In drilling assemblies which do not include a non-rotating sleeve as described above, it is desirable to transfer electrical and mechanical power between the rotating drill shaft and the stationary housing surrounding the drill shaft. The power transferred to the rotating shaft may be utilized to operate sensors or mechanical devices in the rotating shaft and/or drill bit. Power transfer between rotating and non-rotating sections having a gap therebetween can also be useful in other downhole tool configurations.

The present invention, which is especially desirable in a space-restrictive application such as the drilling of very small deviated boreholes, provides contactless inductive coupling to convert electrical power in one section to mechanical power in another section where the sections are rotating and non-rotating sections of downhole oilfield tools, including the drilling assemblies containing rotating and non-rotating members. This direct transfer and conversion has the desirable characteristic of requiring fewer components than other tools that transfer electrical power to operate electrically controlled devices to perform mechanical functions such as operating pumps. Direct conversion means fewer parts, thus leading to more economical, reliable and compact tool designs.

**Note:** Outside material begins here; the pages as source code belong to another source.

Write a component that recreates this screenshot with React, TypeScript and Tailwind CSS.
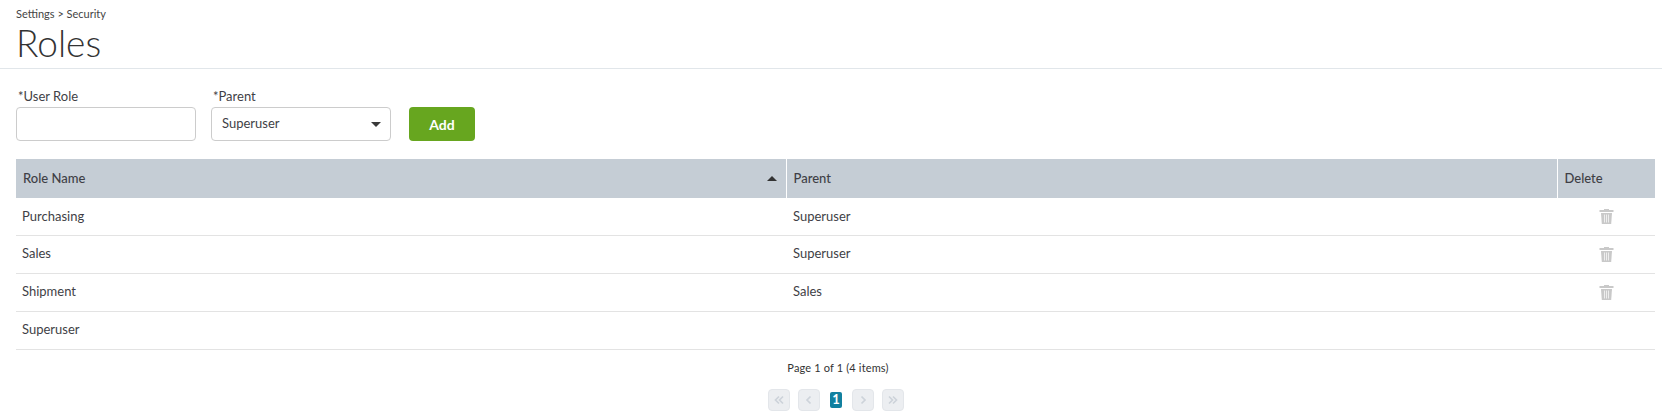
const roles = [
  { name: "Purchasing", parent: "Superuser", canDelete: true },
  { name: "Sales", parent: "Superuser", canDelete: true },
  { name: "Shipment", parent: "Sales", canDelete: true },
  { name: "Superuser", parent: "", canDelete: false },
];

function PageButton({ d }: { d: string }) {
  return (
    <button className="flex h-[22px] w-[22px] items-center justify-center rounded-[4px] border border-[#e3e6ea] bg-[#eceef1]">
      <svg width="12" height="12" viewBox="0 0 12 12" fill="none" stroke="#cdd3da" strokeWidth="1.7">
        <path d={d} />
      </svg>
    </button>
  );
}

function TrashIcon() {
  return (
    <svg className="mx-auto" width="15" height="16" viewBox="0 0 15 16">
      <path d="M5 2V1h5v1h4.500v2H.5V2z" fill="#c9c9c9" />
      <path d="M2 5h11l-.8 11H2.800z" fill="#c9c9c9" />
      <path d="M5 6.500h1V14.500H5zM7 6.500h1V14.500H7zM9 6.500h1V14.500H9z" fill="#eeeeee" />
    </svg>
  );
}

export default function App() {
  return (
    <div className="h-[413px] overflow-hidden bg-white font-['Lato',sans-serif] text-[#3f3f46]">
      <header className="h-[69px] border-b border-[#e1e6ea] pl-4 pt-[7px]">
        <div className="text-[11px] leading-[13px] text-[#444]">Settings &gt; Security</div>
        <h1 className="mt-[2px] text-[37px] leading-[42px] font-light text-[#333]">Roles</h1>
      </header>

      <main className="px-4 pr-1.5">
        <div className="flex items-end pt-[18px]">
          <label className="block w-[180px]">
            <span className="block pb-[2px] pl-0.5 text-[13px] leading-[18px]">*User Role</span>
            <input className="block h-[34px] w-full rounded-[4px] border border-[#cccccc] bg-white" />
          </label>
          <label className="ml-[15px] block w-[180px]">
            <span className="block pb-[2px] pl-0.5 text-[13px] leading-[18px]">*Parent</span>
            <div className="flex h-[34px] items-center justify-between rounded-[4px] border border-[#cccccc] pl-[10px] pr-[9px] text-[13px]">
              <span className="-mt-px">Superuser</span>
              <svg width="10" height="5" viewBox="0 0 10 5">
                <path d="M0 0h10L5 5z" fill="#3a3a3a" />
              </svg>
            </div>
          </label>
          <button className="ml-[18px] h-[34px] w-[66px] rounded-[4px] bg-[#67a61f] text-[14px] font-bold text-white">
            Add
          </button>
        </div>

        <table className="mt-[18px] w-[1639px] table-fixed border-collapse text-[13px]">
          <thead>
            <tr className="h-[39px] bg-[#c5cdd5] text-left">
              <th className="w-[770px] pl-[7px] pr-[9px] font-medium">
                <div className="flex items-center justify-between">
                  <span>Role Name</span>
                  <svg width="10" height="5" viewBox="0 0 10 5">
                    <path d="M5 0l5 5H0z" fill="#333" />
                  </svg>
                </div>
              </th>
              <th className="w-[771px] border-l border-white pl-[7px] font-medium">Parent</th>
              <th className="border-l border-white pl-[7px] font-medium">Delete</th>
            </tr>
          </thead>
          <tbody>
            {roles.map((role) => (
              <tr key={role.name} className="h-[38px] border-b border-[#e3e3e3] first:h-[37px]">
                <td className="pl-[6px]">{role.name}</td>
                <td className="pl-[7px]">{role.parent}</td>
                <td>{role.canDelete && <TrashIcon />}</td>
              </tr>
            ))}
          </tbody>
        </table>

        <div className="mt-[11px] pl-1 text-center text-[11px] leading-[14px] tracking-[0.15px] text-[#333]">
          Page 1 of 1 (4 items)
        </div>

        <nav className="mt-[14px] flex items-center justify-center gap-2">
          <PageButton d="M6 2.500 2.500 6 6 9.500M10 2.500 6.500 6 10 9.500" />
          <PageButton d="M7.500 2.500 4 6l3.500 3.500" />
          <span className="mx-0.5 flex h-[16px] w-[12px] items-center justify-center rounded-[2px] bg-[#11809f] text-[13px] font-bold text-white">
            1
          </span>
          <PageButton d="M4.500 2.500 8 6l-3.500 3.500" />
          <PageButton d="M2 2.500 5.500 6 2 9.500M6 2.500 9.500 6 6 9.500" />
        </nav>
      </main>
    </div>
  );
}
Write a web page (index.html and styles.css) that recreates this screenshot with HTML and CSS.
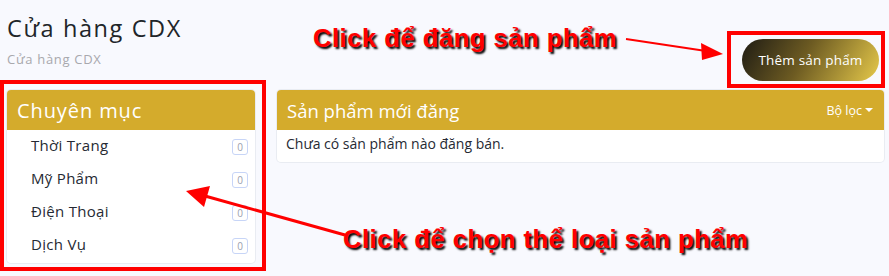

In general, the present invention provides apparatus for power transfer over a nonconductive gap between rotating and non-rotating members of downhole oilfield tools. The gap may contain a non-conductive fluid, such as drilling fluid or oil for operating hydraulic devices in the downhole tool. The downhole tool, in one embodiment, is a drilling assembly wherein a drive shaft is rotated by a downhole motor to rotate the drill bit attached to the bottom end of the drive shaft. A substantially non-rotating sleeve around the drive shaft includes a plurality of independently operated force application members, wherein each such member is adapted to be moved radially between a retracted position and an extended position. The force application members are operated to exert the force required to maintain and/or alter the drilling direction. In the preferred system, one or more mechanically operated devices such as hydraulic units provide energy (power) to the force application members. A transfer device transfers electrical power between the rotating and non-rotating members, and the electric power is converted directly to mechanical power. An electronic control circuit or unit associated with the rotating member controls the transfer of power between the rotating member and the non-rotating member.

In a preferred embodiment, the present invention is particularly suited for a Rotary Closed-Loop System (RCLS) type tool for drilling deviated boreholes with very small hole sizes. A RCLS system is an automated directional drilling system that contains its own programmed controller and steering sub, and drills continuously in the rotary mode. A non-rotating, orienting sleeve controls steering expanding force application members. Precisely controlled force on the force application members produces resultant force vectors that maintain inclination alignment and direction within the program well path. Course corrections are made continuously while drilling, with no trips required for tool adjustments. Real-time surface monitoring permits changes to the wellpath program if desired. This technology increases the rate-of-penetration, improves hole quality, and enables greater extended reach capability. The embodiment may also comprise measurement while drilling (MWD), geosteering and automated rotary drilling capability.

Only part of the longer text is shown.